Turkish law protects children from exploitation in the workplace, and prohibits children under 18 from working in certain professions or under hazardous conditions. The government effectively implements the law, but child labour continues to exist.
Greater regulation and adherence to health and safety standards is important and respect for the UN Guiding Principles which set a global standard for preventing and addressing the risk of adverse impacts on human rights linked to business activity.
The constitution permits measures, including positive discrimination, to advance gender equality. While women enjoy the same rights as men under the law, societal and official discrimination continues in employment and are generally under-represented in managerial-level positions in business and government. LGBT individuals continue to suffer discrimination and intimidation, including incidents of hate speech and attacks.
The government has taken several steps in recent years to improve the rights of its Kurdish citizens, including through provision of Kurdish language media and a gradual increase of its use in education; e.g. elective lessons in schools.
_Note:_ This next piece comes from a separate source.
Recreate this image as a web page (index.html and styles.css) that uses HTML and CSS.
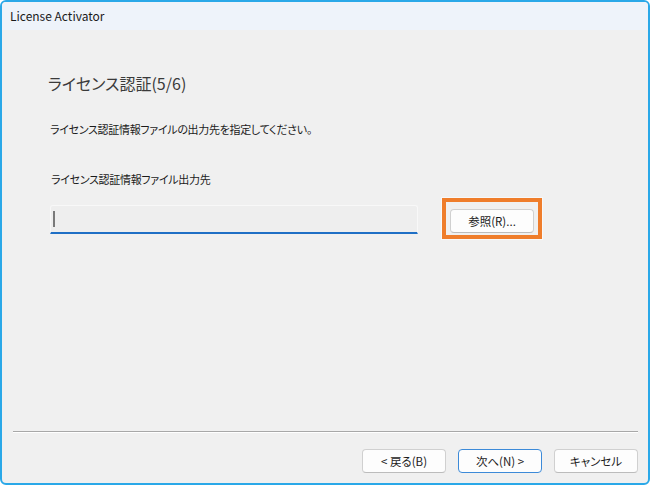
FILE: index.html
```html
<!DOCTYPE html>
<html lang="ja">
<head>
<meta charset="utf-8">
<title>License Activator</title>
<link rel="stylesheet" href="styles.css">
</head>
<body>
<div class="window">
  <div class="titlebar">License Activator</div>
  <div class="content">
    <div class="main">
      <h1 class="heading">ライセンス認証(5/6)</h1>
      <p class="desc">ライセンス認証情報ファイルの出力先を指定してください。</p>
      <p class="label">ライセンス認証情報ファイル出力先</p>
      <div class="row">
        <div class="input"><span class="caret"></span></div>
        <div class="highlight">
          <button class="btn browse">参照(R)...</button>
        </div>
      </div>
    </div>
    <div class="footer">
      <div class="separator"></div>
      <div class="buttons">
        <button class="btn">&lt; 戻る(B)</button>
        <button class="btn primary">次へ(N) &gt;</button>
        <button class="btn">キャンセル</button>
      </div>
    </div>
  </div>
</div>
</body>
</html>
```

FILE: styles.css
```css
* { box-sizing: border-box; }
html, body { margin: 0; padding: 0; background: #ffffff; }
body {
  font-family: "Noto Sans CJK JP", "Noto Sans", sans-serif;
  font-feature-settings: "palt";
  color: #1b1b1b;
}
.window {
  width: 650px;
  height: 485px;
  border: 2px solid #2aa8e8;
  border-radius: 6px;
  background: #f0f0f0;
  display: flex;
  flex-direction: column;
  overflow: hidden;
}
.titlebar {
  height: 28px;
  background: #eef3fa;
  font-size: 12px;
  line-height: 28px;
  padding-left: 8px;
  color: #1a1a1a;
}
.content {
  flex: 1;
  display: flex;
  flex-direction: column;
}
.main {
  flex: 1;
  padding-left: 46px;
}
.heading {
  margin: 42px 0 0 0;
  font-size: 16px;
  font-weight: normal;
  line-height: 22px;
  color: #3a3a3a;
}
.desc {
  margin: 27px 0 0 2px;
  font-size: 11px;
  letter-spacing: -0.3px;
  line-height: 16px;
}
.label {
  margin: 34px 0 0 3px;
  font-size: 11px;
  letter-spacing: -0.3px;
  line-height: 16px;
}
.row {
  display: flex;
  align-items: center;
  margin-top: 11px;
  margin-left: 2px;
}
.input {
  width: 368px;
  height: 29px;
  background: #eeeeee;
  border: 1px solid #f8f8f8;
  border-bottom: 2px solid #1f6fc5;
  border-radius: 3px 3px 0 0;
  display: flex;
  align-items: center;
  padding-left: 2px;
  margin-top: 2px;
}
.caret {
  width: 2px;
  height: 16px;
  background: #7a7a7a;
}
.highlight {
  margin-left: 24px;
  width: 100px;
  height: 41px;
  border: 4px solid #ef7d2b;
  outline: 1px solid #f8f8f8;
  padding: 5px 0 0 4px;
}
.btn {
  font-family: "Noto Sans CJK JP", "Noto Sans", sans-serif;
  font-feature-settings: "palt";
  font-size: 11.5px;
  color: #1b1b1b;
  background: #fdfdfd;
  border: 1px solid #d0d0d0;
  border-bottom-color: #bcbcbc;
  border-radius: 4px;
  width: 84px;
  height: 24px;
  padding: 0;
  line-height: 20px;
}
.footer {
  padding: 0 10px 10px 11px;
}
.separator {
  height: 2px;
  border-top: 1px solid #a8a8a8;
  border-bottom: 1px solid #ffffff;
}
.buttons {
  display: flex;
  justify-content: flex-end;
  gap: 12px;
  margin-top: 16px;
}
.buttons .btn {
  width: 84px;
  height: 24px;
}
.btn.primary {
  border: 1px solid #3c8ad8;
}
```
However, arrests of Kurdish activists and politicians under anti-terrorist laws, regular legal action against parties standing on a Kurdish platform, lengthy trials and the impact of the security response to the PKK terrorist threat remains a significant source of tension.
There are increasing concerns about freedom of expression in Turkey. While diverse media exists across print and broadcast outlets and social media publications are highly polarises and there is an increasing environment of self-censorship.
Turkey was judged to be 154th out of 179 countries in the Reporters without Borders Press Freedom Index for 2013 (down from 148th in 2011-12).